I work as a Lecturer, Research Scientist, and Senior Consultant at UC Berkeley's D-Lab. I lead the curriculum design for D-Lab’s data science workshop portfolio, as well as the Digital Humanities Summer Program at Berkeley.
My research investigates how the AI systems now reshaping everyday life—Large Language Models chief among them—encode, reproduce, and transform cultural norms and human reasoning. I have wide experience building large-scale computational frameworks for evaluating LLM behavior, combining these with interpretive methods drawn from the humanities. Recent publications at ACM FAccT (2025, 2026) and NeurIPS (2025) develop empirical approaches for studying how LLMs produce and deliberate about moral judgments.
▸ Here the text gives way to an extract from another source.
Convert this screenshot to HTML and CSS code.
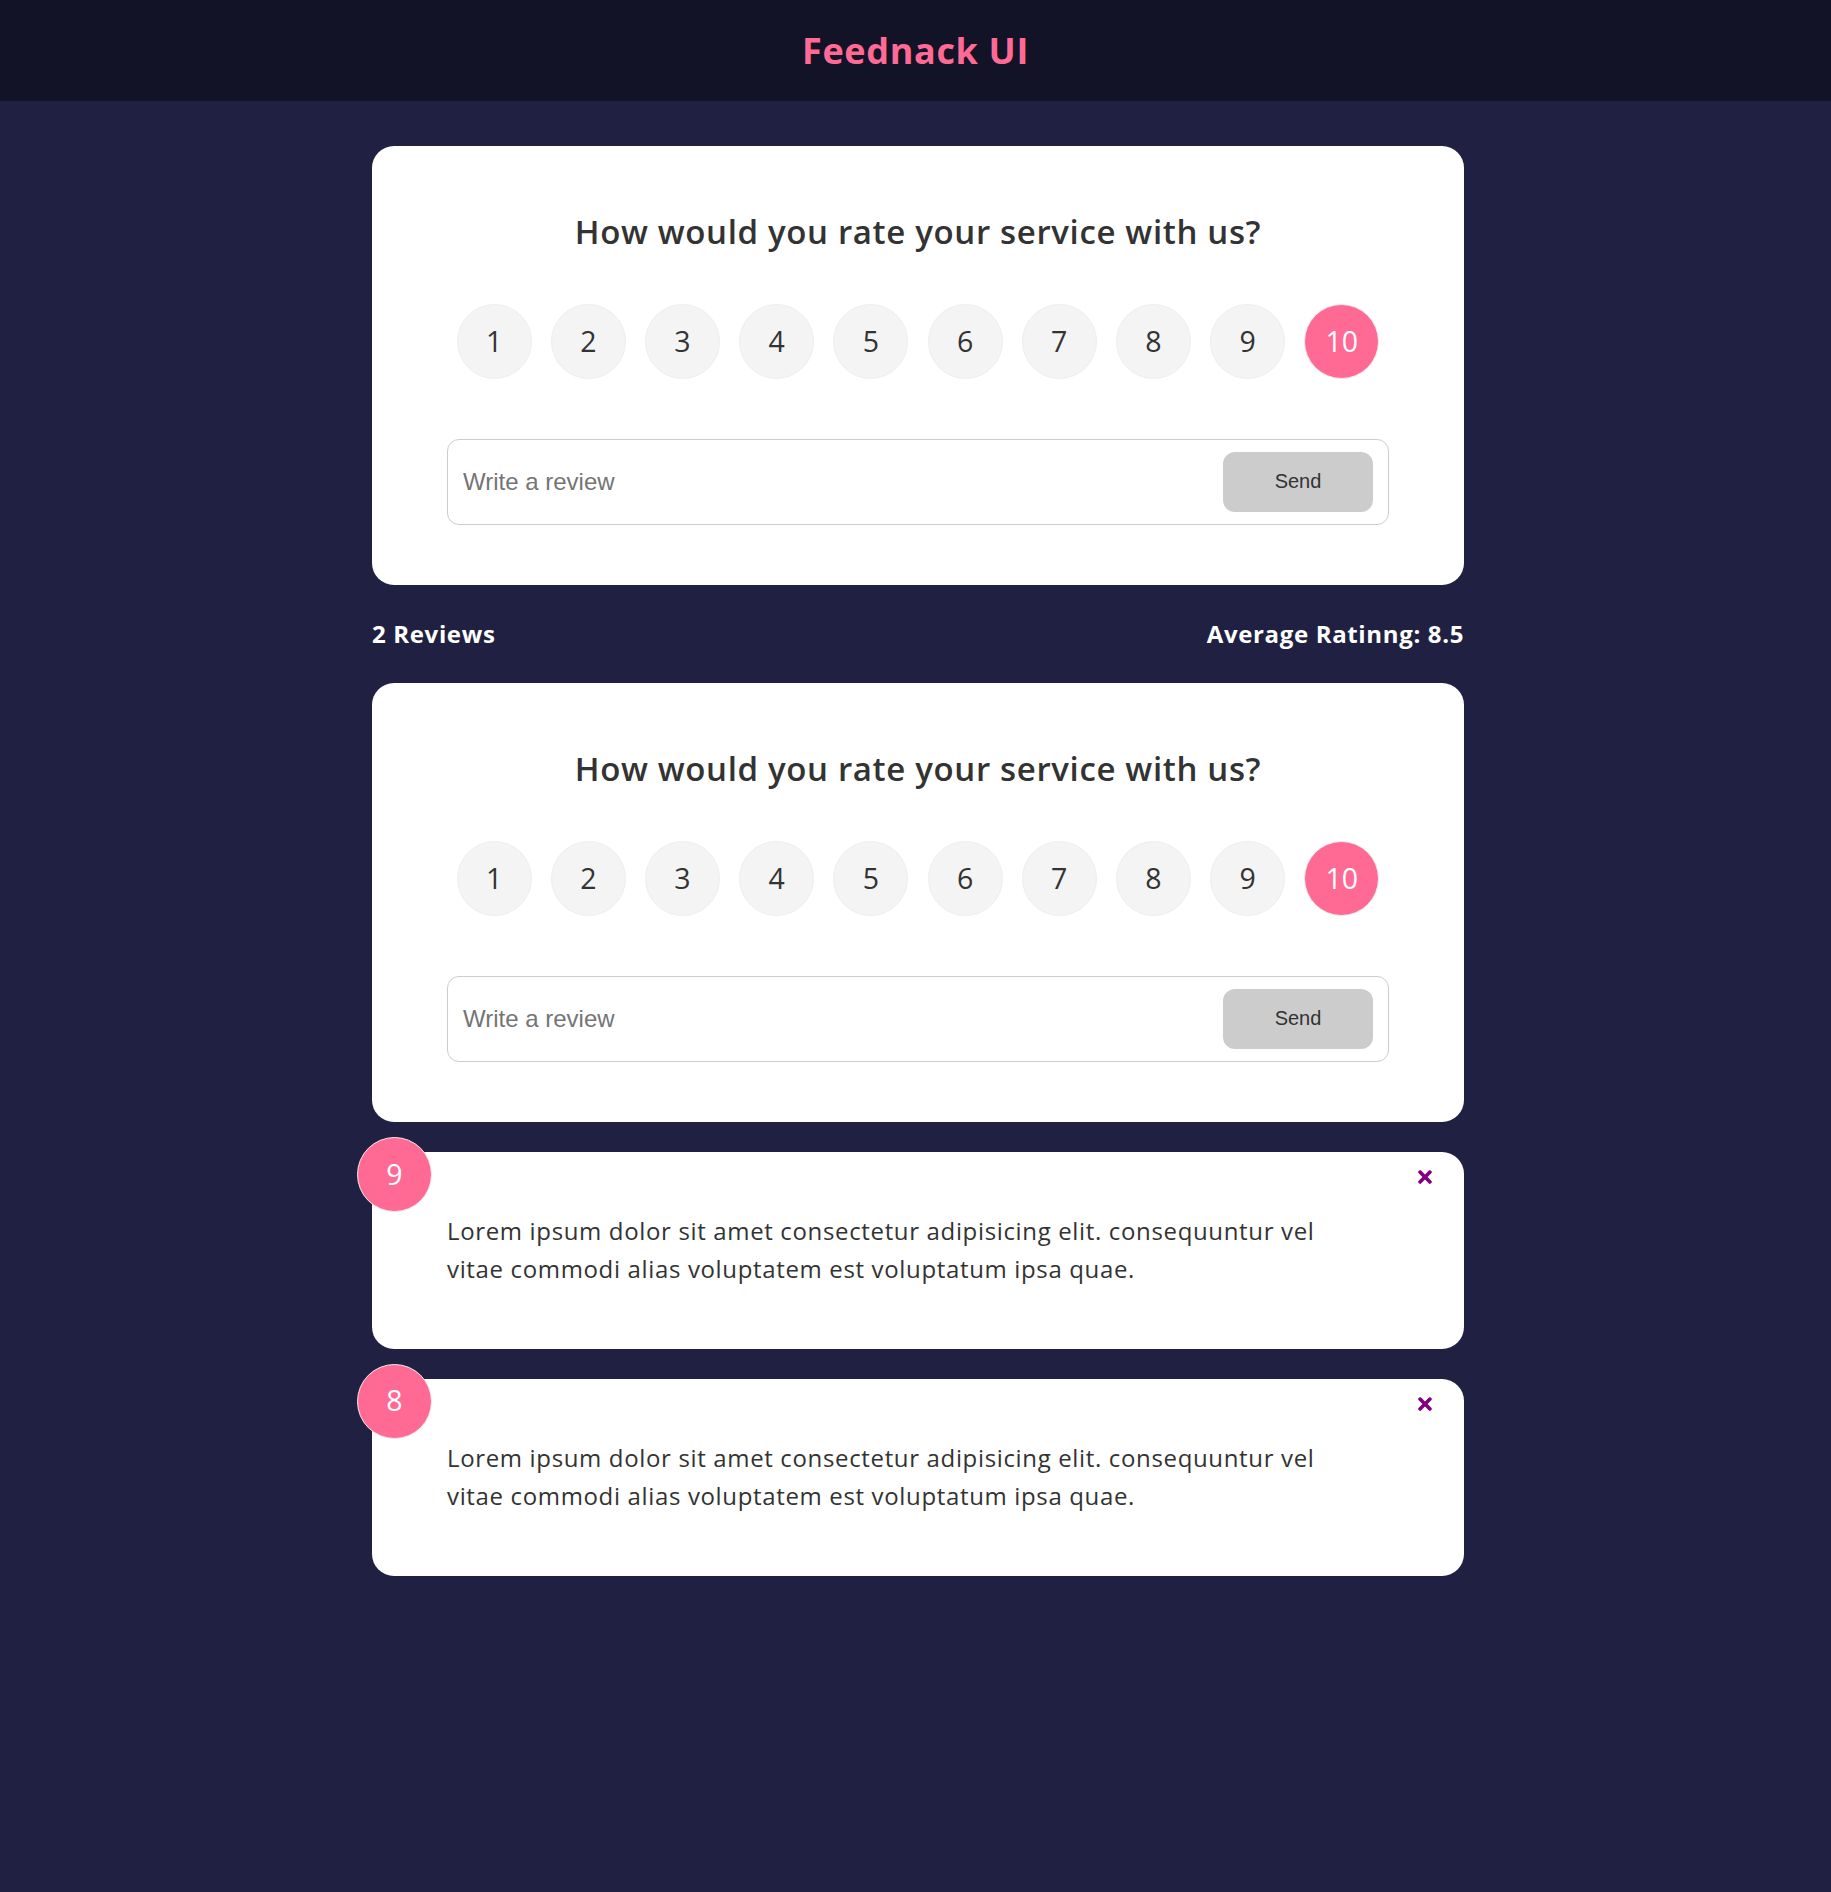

Former research projects include a Research Associate position in the ‘Discovering and Attesting Digital Discrimination’ project at King’s College London (2019-2022) and a researcher-in-residence role for the UK’s National Research Centre on Privacy, Harm Reduction, and Adversarial Influence Online (2022).
I earned my Ph.D. from Tilburg University in the Netherlands (2016), focusing on the promotional language of tourism. My first book, 'Scripted Journeys: Authenticity in Hypermediated Tourism' (De Gruyter 2021), is about the increasing predictability of touristic experience due to the explosion of personalized information in the form of travel platforms like TripAdvisor, Google Maps, and Airbnb. This results in an intensified, and paradoxical, search for authenticity when traveling. The promise of travel platforms is that authenticity can be achieved through autonomy and waywardness--yet it is also made fully dependent on digital infrastructures.

Explainer video: Scripted Journeys - A book on tourism, algorithms, and authenticity (YouTube video)
My second book, 'Traveling Through Video Games' (Routledge 2023), discusses how video games and their players increasingly borrow from the language of tourism to sell and experience these games. Ludic travel often involves a mythological promise of open-ended opportunity, summarized in the slogan "you can go there". This logic of tourism is fundamentally consumptive—but through design choices, players can also be invited to approach their travels more critically.